INFORMATION SUPPLIED:
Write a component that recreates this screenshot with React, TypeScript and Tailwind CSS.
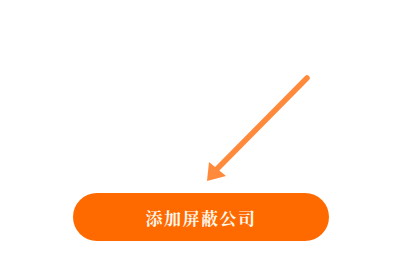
export default function App() {
  return (
    <div className="w-[400px] h-[255px] bg-white flex flex-col">
      <svg width="400" height="193" viewBox="0 0 400 193" className="block">
        <line x1="307" y1="78" x2="214" y2="172" stroke="#ff8a3c" strokeWidth="5.5" strokeLinecap="round" />
        <polygon points="207,181 209,162 226,176" fill="#ff8a3c" />
      </svg>
      <div className="ml-[73px] w-[256px] h-[48px] rounded-full bg-[#ff6a00] flex items-center justify-center">
        <span
          className="text-[17px] text-[#fff8ee] font-bold tracking-[1.5px] leading-none"
          style={{ fontFamily: '"Noto Serif CJK SC", "Noto Sans CJK SC", serif' }}
        >
          添加屏蔽公司
        </span>
      </div>
    </div>
  );
}
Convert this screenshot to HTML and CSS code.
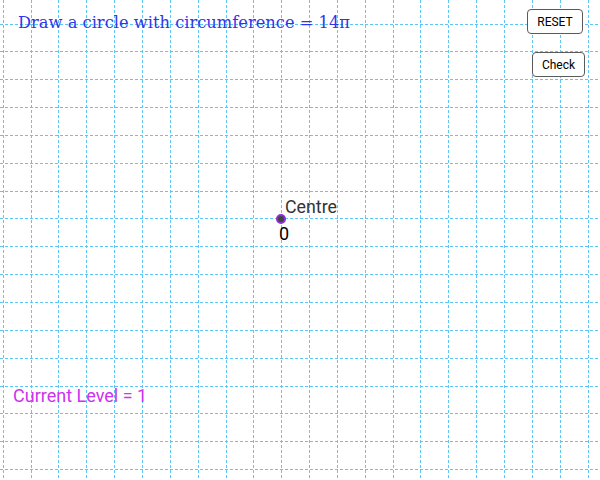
FILE: index.html
```html
<!DOCTYPE html>
<html>
<head>
<meta charset="utf-8">
<link rel="stylesheet" href="styles.css">
</head>
<body>
<div class="applet">
  <svg class="grid" width="600" height="480" viewBox="0 0 600 480">
    <g id="v" class="lines"></g>
    <g id="h" class="lines"></g>
  </svg>
  <div class="title">Draw a circle with circumference = 14π</div>
  <button class="btn reset">RESET</button>
  <button class="btn check">Check</button>
  <div class="label-centre">Centre</div>
  <div class="point"></div>
  <div class="label-zero">0</div>
  <div class="level">Current Level = 1</div>
</div>
<script src="script.js"></script>
</body>
</html>
```
FILE: script.js
```js
(function(){
  var ns = "http://www.w3.org/2000/svg";
  var step = 27.85;
  var v = document.getElementById("v");
  var h = document.getElementById("h");
  for (var k = 0; k < 23; k++) {
    var x = Math.round(2.7 + step * k) + 0.5;
    if (x > 600) break;
    var l = document.createElementNS(ns, "line");
    l.setAttribute("x1", x); l.setAttribute("x2", x);
    l.setAttribute("y1", 0); l.setAttribute("y2", 480);
    v.appendChild(l);
  }
  for (var j = 0; j < 18; j++) {
    var y = Math.round(24.5 + step * j) - 0.5;
    if (y > 480) break;
    var m = document.createElementNS(ns, "line");
    m.setAttribute("x1", 0); m.setAttribute("x2", 600);
    m.setAttribute("y1", y); m.setAttribute("y2", y);
    h.appendChild(m);
  }
})();
```
FILE: styles.css
```css
html, body {
  margin: 0;
  padding: 0;
  background: #ffffff;
}
.applet {
  position: relative;
  width: 600px;
  height: 480px;
  overflow: hidden;
  background: #ffffff;
  font-family: Roboto, "Liberation Sans", sans-serif;
}
.grid {
  position: absolute;
  left: 0;
  top: 0;
}
.lines line {
  stroke: #5cc6f6;
  stroke-width: 1;
  stroke-dasharray: 3 2;
}
.title {
  position: absolute;
  left: 18px;
  top: 13px;
  font-family: "DejaVu Serif", serif;
  font-size: 16.3px;
  color: #3333ea;
  white-space: nowrap;
}
.btn {
  position: absolute;
  box-sizing: border-box;
  background: #ffffff;
  border: 1.5px solid #5a5a5a;
  border-radius: 4px;
  font-family: Roboto, "Liberation Sans", sans-serif;
  font-size: 12px;
  color: #000000;
  padding: 0;
}
.reset {
  left: 527px;
  top: 9px;
  width: 56px;
  height: 25px;
}
.check {
  left: 532px;
  top: 52px;
  width: 53px;
  height: 25px;
}
.label-centre {
  position: absolute;
  left: 285px;
  top: 196px;
  font-size: 17.8px;
  color: #333333;
}
.label-zero {
  position: absolute;
  left: 279px;
  top: 223px;
  font-size: 18px;
  color: #000000;
}
.point {
  position: absolute;
  left: 276px;
  top: 214px;
  width: 6px;
  height: 6px;
  border-radius: 50%;
  background: #444444;
  border: 2px solid #8b2fd6;
}
.level {
  position: absolute;
  left: 13px;
  top: 385px;
  font-size: 18px;
  color: #cc33ee;
  white-space: nowrap;
}
```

GOAL:
All of the material above is to be copied exactly, except for its images.

CORRECT RESPONSE:
Write a component that recreates this screenshot with React, TypeScript and Tailwind CSS.
export default function App() {
  return (
    <div className="w-[400px] h-[255px] bg-white flex flex-col">
      <svg width="400" height="193" viewBox="0 0 400 193" className="block">
        <line x1="307" y1="78" x2="214" y2="172" stroke="#ff8a3c" strokeWidth="5.5" strokeLinecap="round" />
        <polygon points="207,181 209,162 226,176" fill="#ff8a3c" />
      </svg>
      <div className="ml-[73px] w-[256px] h-[48px] rounded-full bg-[#ff6a00] flex items-center justify-center">
        <span
          className="text-[17px] text-[#fff8ee] font-bold tracking-[1.5px] leading-none"
          style={{ fontFamily: '"Noto Serif CJK SC", "Noto Sans CJK SC", serif' }}
        >
          添加屏蔽公司
        </span>
      </div>
    </div>
  );
}
Convert this screenshot to HTML and CSS code.
FILE: index.html
```html
<!DOCTYPE html>
<html>
<head>
<meta charset="utf-8">
<link rel="stylesheet" href="styles.css">
</head>
<body>
<div class="applet">
  <svg class="grid" width="600" height="480" viewBox="0 0 600 480">
    <g id="v" class="lines"></g>
    <g id="h" class="lines"></g>
  </svg>
  <div class="title">Draw a circle with circumference = 14π</div>
  <button class="btn reset">RESET</button>
  <button class="btn check">Check</button>
  <div class="label-centre">Centre</div>
  <div class="point"></div>
  <div class="label-zero">0</div>
  <div class="level">Current Level = 1</div>
</div>
<script src="script.js"></script>
</body>
</html>
```
FILE: script.js
```js
(function(){
  var ns = "http://www.w3.org/2000/svg";
  var step = 27.85;
  var v = document.getElementById("v");
  var h = document.getElementById("h");
  for (var k = 0; k < 23; k++) {
    var x = Math.round(2.7 + step * k) + 0.5;
    if (x > 600) break;
    var l = document.createElementNS(ns, "line");
    l.setAttribute("x1", x); l.setAttribute("x2", x);
    l.setAttribute("y1", 0); l.setAttribute("y2", 480);
    v.appendChild(l);
  }
  for (var j = 0; j < 18; j++) {
    var y = Math.round(24.5 + step * j) - 0.5;
    if (y > 480) break;
    var m = document.createElementNS(ns, "line");
    m.setAttribute("x1", 0); m.setAttribute("x2", 600);
    m.setAttribute("y1", y); m.setAttribute("y2", y);
    h.appendChild(m);
  }
})();
```
FILE: styles.css
```css
html, body {
  margin: 0;
  padding: 0;
  background: #ffffff;
}
.applet {
  position: relative;
  width: 600px;
  height: 480px;
  overflow: hidden;
  background: #ffffff;
  font-family: Roboto, "Liberation Sans", sans-serif;
}
.grid {
  position: absolute;
  left: 0;
  top: 0;
}
.lines line {
  stroke: #5cc6f6;
  stroke-width: 1;
  stroke-dasharray: 3 2;
}
.title {
  position: absolute;
  left: 18px;
  top: 13px;
  font-family: "DejaVu Serif", serif;
  font-size: 16.3px;
  color: #3333ea;
  white-space: nowrap;
}
.btn {
  position: absolute;
  box-sizing: border-box;
  background: #ffffff;
  border: 1.5px solid #5a5a5a;
  border-radius: 4px;
  font-family: Roboto, "Liberation Sans", sans-serif;
  font-size: 12px;
  color: #000000;
  padding: 0;
}
.reset {
  left: 527px;
  top: 9px;
  width: 56px;
  height: 25px;
}
.check {
  left: 532px;
  top: 52px;
  width: 53px;
  height: 25px;
}
.label-centre {
  position: absolute;
  left: 285px;
  top: 196px;
  font-size: 17.8px;
  color: #333333;
}
.label-zero {
  position: absolute;
  left: 279px;
  top: 223px;
  font-size: 18px;
  color: #000000;
}
.point {
  position: absolute;
  left: 276px;
  top: 214px;
  width: 6px;
  height: 6px;
  border-radius: 50%;
  background: #444444;
  border: 2px solid #8b2fd6;
}
.level {
  position: absolute;
  left: 13px;
  top: 385px;
  font-size: 18px;
  color: #cc33ee;
  white-space: nowrap;
}
```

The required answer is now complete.